I always liked stones. I remember being nine and going to Top Stones - Mineral world - Scratch Patch. Come to think of it I was seven when I went to visist Family in Switzerland and knew that there was a lot of quartz from Switzerland. So I ended up smuggling Quartzite back home in my little school case.
Now, I find myself smiling at a smooth basalt stone that I found for my Father age five - for his birthday.
I always liked stones. And now if I needed a stone - this was my solution... A suave dark haired and bright eyed - ready-to-go Diamond Boy!!!
Every few days and sometimes even twice a day, he would pop by and i would feel the briefkain my hand and sign the white slipthat was stamped with a stamp that said that to their knowledge these stones were sourced and adheres to all rules and regulations of the KP.
What more could a girl want?

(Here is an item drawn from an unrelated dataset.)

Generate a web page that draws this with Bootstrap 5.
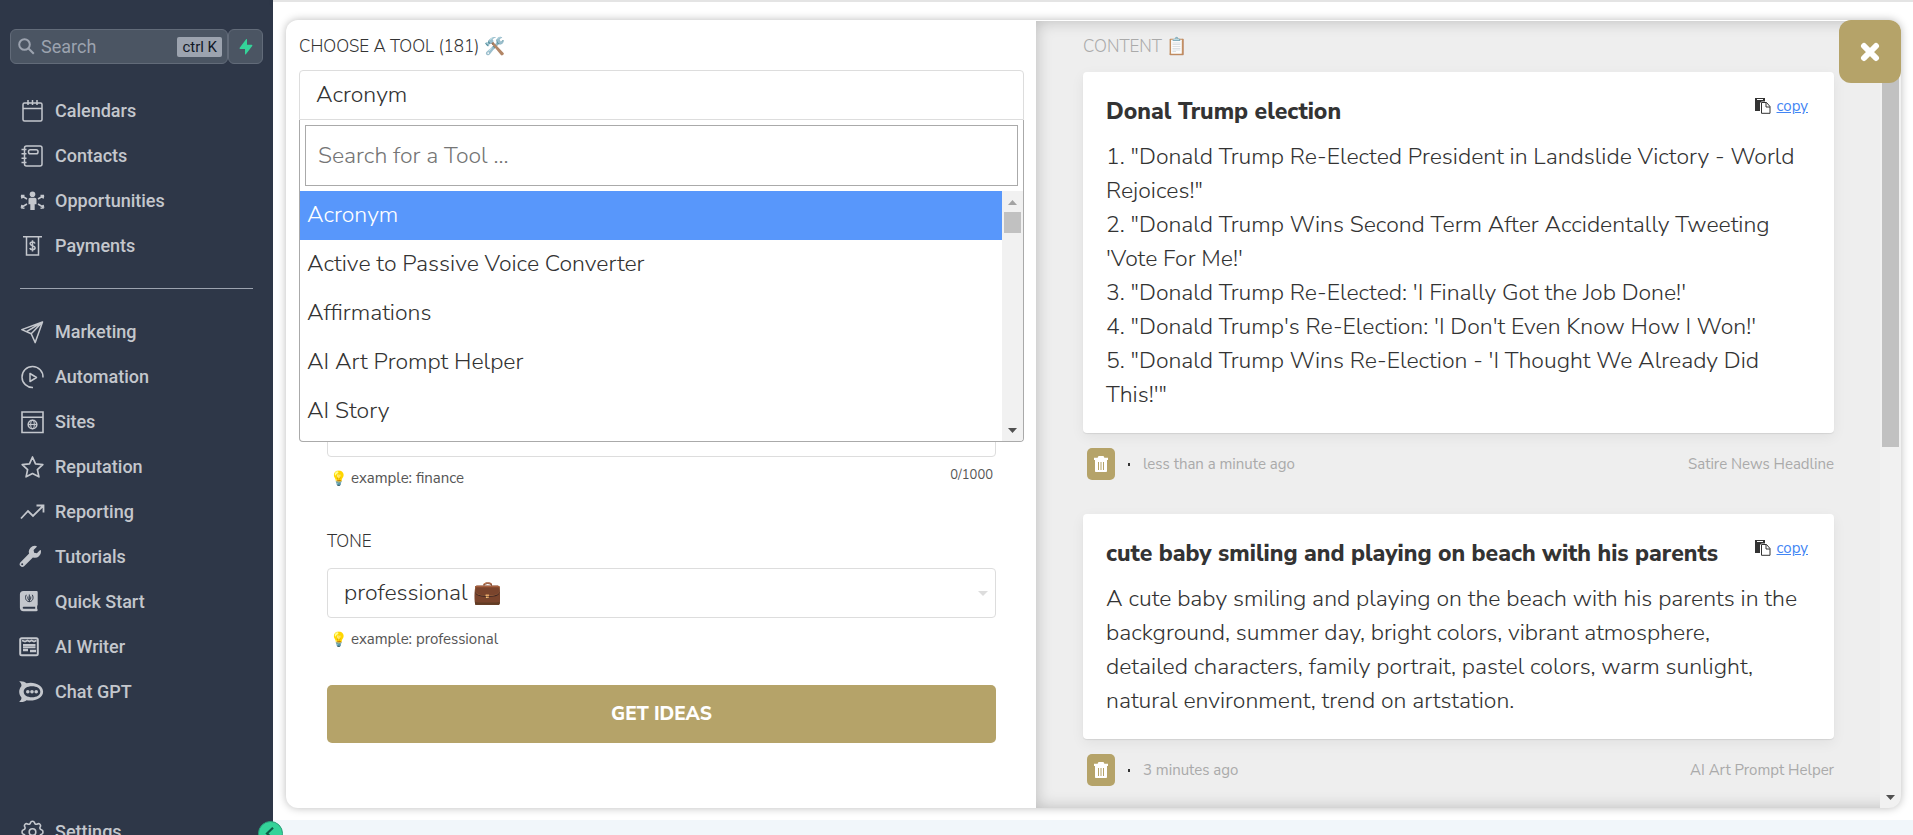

A boy dropping in , smiling and dropping me off a diamond!!! Diamonds and butterflies.
All the pretty with none of the trouble!
Every time I saw him, I knew what was coming.
Diamonds and butterflies.
Actually I could just see him and - butterflies - the anticipation was invariably followed by an exchange of my signiture for a little white briefka.
As I sat dont at my desk everytime and felt accross, to locate the diamond before opening it up...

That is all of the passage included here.